All eyes being turned their way, de Spain’s attention as well was drawn toward them. The man was powerful in stature, and rather too heavy, but straight as an Indian. His small, reddish face was tanned by the sun and wind, and his manner as he stood with arms akimbo, his hands resting on his belt, facing his partner and talking to her, had the confidence of a man at ease with women. From the handsome hat which, as he turned to his partner for the dance, he sent spinning toward a table beside the piano, the soft brown shirt and flowing tie, down to the small, high-heeled and spurred boots, he wore the distinctive cowboy rig of the mountains, even to the heavy hip-holster, in which his revolver was slung.
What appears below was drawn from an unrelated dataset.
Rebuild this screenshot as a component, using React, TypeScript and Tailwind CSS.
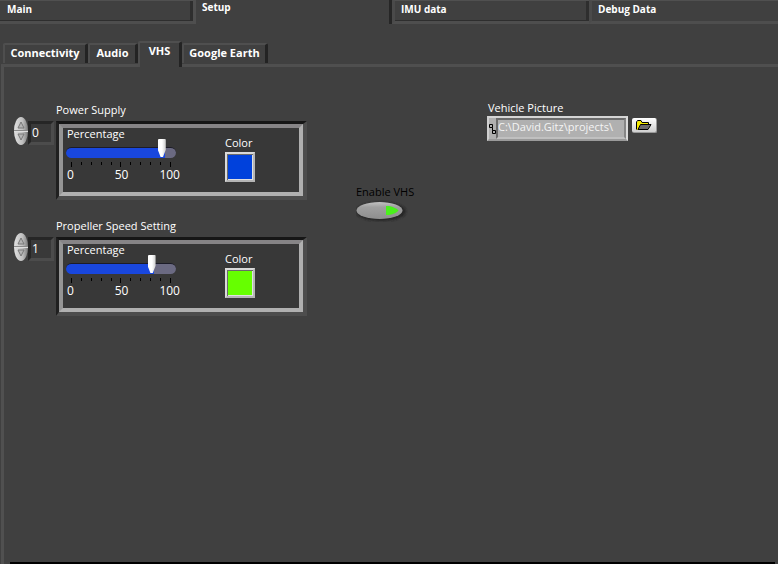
import { useId, useState } from "react";
import type { CSSProperties } from "react";

const MAIN_TABS = [
  { name: "Main", width: "w-[193px]" },
  { name: "Setup", width: "w-[199px]" },
  { name: "IMU data", width: "w-[197px]" },
  { name: "Debug Data", width: "grow" },
];

const SETUP_TABS = [
  { name: "Connectivity", width: "w-[85px]" },
  { name: "Audio", width: "w-[50px]" },
  { name: "VHS", width: "w-[44px]" },
  { name: "Google Earth", width: "w-[86px]" },
];

const TICKS = [0, 1, 2, 3, 4, 5, 6, 7, 8, 9, 10];

function MainTabs() {
  const [active, setActive] = useState("Setup");
  return (
    <nav role="tablist" className="flex h-6">
      {MAIN_TABS.map(({ name, width }) => {
        const on = name === active;
        return (
          <button
            key={name}
            type="button"
            role="tab"
            aria-selected={on}
            onClick={() => setActive(name)}
            className={
              width +
              " flex shrink-0 items-start border-l-[3px] pl-1.5 text-left text-[10px] font-bold last:shadow-none " +
              (on
                ? "border-l-[#4f4f4f] leading-[14px] shadow-[inset_-3px_0_0_#262626]"
                : "border-t border-b-[3px] border-t-[#505050] border-b-[#4e4e4e] border-l-[#4a4a4a] leading-4 shadow-[inset_-3px_-1px_0_#2e2e2e] first:border-l-0 first:pl-[7px]")
            }
          >
            {name}
          </button>
        );
      })}
    </nav>
  );
}

function SetupTabs() {
  const [active, setActive] = useState("VHS");
  return (
    <nav role="tablist" className="relative z-10 -mb-[3px] flex items-start pl-[3px]">
      {SETUP_TABS.map(({ name, width }) => {
        const on = name === active;
        return (
          <button
            key={name}
            type="button"
            role="tab"
            aria-selected={on}
            onClick={() => setActive(name)}
            className={
              width +
              " shrink-0 rounded-t-[2px] border-t-2 border-r-[3px] border-l-2 border-t-[#4f4f4f] border-r-[#232323] border-l-[#4e4e4e] bg-[#404040] text-center text-[11px] leading-4 font-bold whitespace-nowrap " +
              (on ? "h-[26px] pb-2" : "mt-0.5 h-5 pb-0.5")
            }
          >
            {name}
          </button>
        );
      })}
    </nav>
  );
}

function Spinner({ onUp, onDown }: { onUp: () => void; onDown: () => void }) {
  return (
    <div className="relative -mt-1 h-7 w-3.5">
      <svg viewBox="0 0 14 28" className="h-7 w-3.5" aria-hidden="true">
        <defs>
          <linearGradient id="spin" x1="0" x2="1" y1="0" y2="0">
            <stop offset="0" stopColor="#e0e0e0" />
            <stop offset="0.6" stopColor="#c0c0c0" />
            <stop offset="1" stopColor="#7c7c7c" />
          </linearGradient>
        </defs>
        <ellipse cx="7" cy="14" rx="7" ry="14" fill="url(#spin)" />
        <path d="M0 13.5h14" stroke="#888" />
        <path d="M0 14.5h14" stroke="#ddd" />
        <path d="M7 5 L10 11 H4 Z" fill="#b4b4b4" stroke="#777" />
        <path d="M7 23 L10 17 H4 Z" fill="#b4b4b4" stroke="#777" />
      </svg>
      <button type="button" aria-label="Increment" onClick={onUp} className="absolute inset-x-0 top-0 h-3.5" />
      <button type="button" aria-label="Decrement" onClick={onDown} className="absolute inset-x-0 bottom-0 h-3.5" />
    </div>
  );
}

function Cluster({ title, start, level, swatch }: { title: string; start: number; level: number; swatch: string }) {
  const id = useId();
  const [index, setIndex] = useState(start);
  const [value, setValue] = useState(level);
  return (
    <section>
      <label htmlFor={id + "i"} className="ml-[42px] block leading-4">
        {title}
      </label>
      <div className="mt-[3px] flex items-start">
        <Spinner onUp={() => setIndex(index + 1)} onDown={() => setIndex(Math.max(0, index - 1))} />
        <input
          id={id + "i"}
          value={index}
          onChange={(e) => setIndex(Number(e.target.value) || 0)}
          className="mr-0.5 h-6 w-[26px] border-[3px] border-t-[#262626] border-r-[#4c4c4c] border-b-[#4c4c4c] border-l-[#262626] bg-[#393939] pb-0.5 pl-px text-[12px] outline-none"
        />
        <div className="grow border-t-[3px] border-r-4 border-b-4 border-l-[3px] border-t-[#161616] border-r-[#4d4d4d] border-b-[#4d4d4d] border-l-[#202020]">
          <div className="flex h-[72px] gap-[49px] border-4 border-t-[#868486] border-r-[#b0b0b0] border-b-[#b0b0b0] border-l-[#959595] bg-[#383838] pl-[3px]">
            <div className="w-[110px]">
              <label htmlFor={id + "s"} className="block pl-px leading-3">
                Percentage
              </label>
              <input
                id={id + "s"}
                type="range"
                min={0}
                max={100}
                value={value}
                onChange={(e) => setValue(Number(e.target.value))}
                style={{ "--fill": value + "%" } as CSSProperties}
                className="mt-[7px] block h-[11px] w-full appearance-none rounded-full bg-transparent outline-none [&::-webkit-slider-runnable-track]:h-[11px] [&::-webkit-slider-runnable-track]:rounded-full [&::-webkit-slider-runnable-track]:border-t [&::-webkit-slider-runnable-track]:border-[#1c1c28] [&::-webkit-slider-runnable-track]:bg-[linear-gradient(to_right,#1947de_var(--fill),#6b6a82_var(--fill))] [&::-webkit-slider-thumb]:-mt-[9px] [&::-webkit-slider-thumb]:h-[18px] [&::-webkit-slider-thumb]:w-2 [&::-webkit-slider-thumb]:appearance-none [&::-webkit-slider-thumb]:rounded-[1px] [&::-webkit-slider-thumb]:bg-[linear-gradient(to_right,#fff_50%,#c9c9c9)] [&::-webkit-slider-thumb]:[clip-path:polygon(0_0,100%_0,100%_60%,65%_100%,35%_100%,0_60%)]"
              />
              <div className="mx-[5px] mt-1 flex h-[5px] items-start justify-between" aria-hidden="true">
                {TICKS.map((t) => (
                  <span key={t} className={t % 5 === 0 ? "h-[5px] w-px bg-black" : "h-[3px] w-px bg-black"} />
                ))}
              </div>
              <div className="mt-0.5 grid grid-cols-3 pl-px text-[12px] leading-3">
                <span>0</span>
                <span className="text-center">50</span>
                <span className="-mr-1 text-right">100</span>
              </div>
            </div>
            <div className="mt-[7px] flex flex-col items-start">
              <span id={id + "c"} className="leading-4">
                Color
              </span>
              <button
                type="button"
                aria-labelledby={id + "c"}
                className={
                  "mt-px h-[30px] w-[30px] border-2 border-t-[#dadada] border-r-[#b5b5b5] border-b-[#b5b5b5] border-l-[#dadada] shadow-[inset_1px_1px_0_#6a6a6a,inset_-1px_-1px_0_#e0e0e0] " +
                  swatch
                }
              />
            </div>
          </div>
        </div>
      </div>
    </section>
  );
}

function EnableSwitch() {
  const [on, setOn] = useState(true);
  return (
    <div className="mt-[82px] w-[82px] text-black">
      <span id="enable-label" className="block leading-4 whitespace-nowrap">
        Enable VHS
      </span>
      <button
        type="button"
        role="switch"
        aria-checked={on}
        aria-labelledby="enable-label"
        onClick={() => setOn(!on)}
        className="block"
      >
        <svg viewBox="0 0 52 22" className="h-[22px] w-[52px]" aria-hidden="true">
          <defs>
            <linearGradient id="pill" x1="0" x2="0" y1="0" y2="1">
              <stop offset="0" stopColor="#c2c2c2" />
              <stop offset="0.3" stopColor="#a0a0a0" />
              <stop offset="1" stopColor="#8e8e8e" />
            </linearGradient>
            <filter id="soft">
              <feGaussianBlur stdDeviation="1" />
            </filter>
          </defs>
          <ellipse cx="25" cy="11.5" rx="25" ry="9.5" fill="#272727" filter="url(#soft)" />
          <ellipse cx="23.5" cy="10.5" rx="23" ry="8.5" fill="url(#pill)" />
          <path d="M30 6 h3 Q40 7.5 42.5 10.5 Q40 13.5 33 15 h-3 Z" fill={on ? "#4af01c" : "#2d6b1b"} />
        </svg>
      </button>
    </div>
  );
}

function VehiclePicture() {
  const [path, setPath] = useState("C:\\David.Gitz\\projects\\");
  return (
    <div className="-mt-0.5">
      <label htmlFor="vehicle" className="block pl-px leading-4">
        Vehicle Picture
      </label>
      <div className="flex items-start gap-1">
        <div className="flex h-[25px] w-[141px] items-center border-2 border-t-[#d5d5d5] border-r-[#dcdcdc] border-b-[#9a9a9a] border-l-[#d0d0d0] bg-[#b0b0b0]">
          <svg viewBox="0 0 7 11" className="h-[11px] w-[7px] shrink-0" fill="none" stroke="#000" aria-hidden="true">
            <path d="M0.5 1.5h3v3h-3z M3.5 7.5h3v3h-3z M3.5 4.5v3" />
          </svg>
          <input
            id="vehicle"
            value={path}
            onChange={(e) => setPath(e.target.value)}
            className="h-[21px] min-w-0 grow border-2 border-t-[#6b6b6b] border-r-[#868686] border-b-[#c0c0c0] border-l-[#6b6b6b] bg-[#b0b0b0] pb-1 text-[#f4f4f4] outline-none"
          />
        </div>
        <button
          type="button"
          aria-label="Browse"
          className="mt-0.5 flex h-[15px] w-[25px] items-center justify-center rounded-[2px] border-r border-b border-[#9a9a9a] bg-[linear-gradient(#ffffff,#cfcfcf)]"
        >
          <svg viewBox="0 0 16 11" className="h-[11px] w-4" aria-hidden="true">
            <path d="M1 10V2L2 1H5L6 2.5H12V5H4L2 10Z" fill="#f4ea00" />
            <path d="M0.5 9.5V2L1.5 0.5H5L6 2.5H12.5V4.5" fill="none" stroke="#000" />
            <path d="M2 9.5L4.5 4.5H15L12 9.5Z" fill="#6c6a6c" stroke="#000" />
          </svg>
        </button>
      </div>
    </div>
  );
}

export default function App() {
  return (
    <div className="flex min-h-screen flex-col bg-[#404040] font-['Open_Sans','Noto_Sans',sans-serif] text-[11px] text-white">
      <MainTabs />
      <div className="flex grow flex-col pt-[17px]">
        <SetupTabs />
        <main className="ml-px flex grow flex-col border-t-[3px] border-l-[3px] border-t-[#4f4f4f] border-l-[#505050]">
          <div className="flex items-start gap-[49px] pt-[35px] pl-[10px]">
            <div className="flex w-[293px] shrink-0 flex-col gap-[18px]">
              <Cluster title="Power Supply" start={0} level={90} swatch="bg-[#0041dc]" />
              <Cluster title="Propeller Speed Setting" start={1} level={80} swatch="bg-[#66ff00]" />
            </div>
            <EnableSwitch />
            <VehiclePicture />
          </div>
          <div className="mt-auto mr-[3px] ml-1.5 h-0.5 bg-black" />
        </main>
      </div>
    </div>
  );
}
He was, in fact, rather too smartly dressed, too confident in manner to please de Spain, who was in no mood to be pleased anyway, and who could conceive a dislike for a man the instant he set eyes on him–and a liking as quickly. He seemed to recall, too, that this particular fellow had crowed the loudest when he himself forfeited the shooting-match earlier in the day.
But de Spain, unamiable as he now was, looked with unconcealed interest at the man’s dancing partner. She, too, was browned by the mountain sun and air–a slight, erect girl, her head well set, and a delicate waist-line above a belted brown skirt, which just reached the tops of her small, high, tan riding-boots. She wore a soft, French-gray Stetson hat. Her dark-brown hair was deftly hidden under it, but troublesome ringlets strayed about her ears as if she had not seen a glass for hours, and these, standing first with one hand and then the other laid against her leather belt, she put up into place, and as if not wholly at ease with her surroundings. Instead of looking at her partner, who talked to her while waiting, her eyes, noticeably pretty, wandered about the platform, resting at moments on the closely drawn lines of spectators. They reflected in their unrest the dissatisfied expression of her face. A talkative woman standing just in front of de Spain, told a companion that the man was Gale Morgan, a nephew of Satterlee, laziest of the Morgans. De Spain, who never had to look twice at any woman, at once recognized in the dancing partner the little Music Mountain girl who had been his undoing at the target; the woman added that Nan was, in some hazy degree, Gale’s cousin.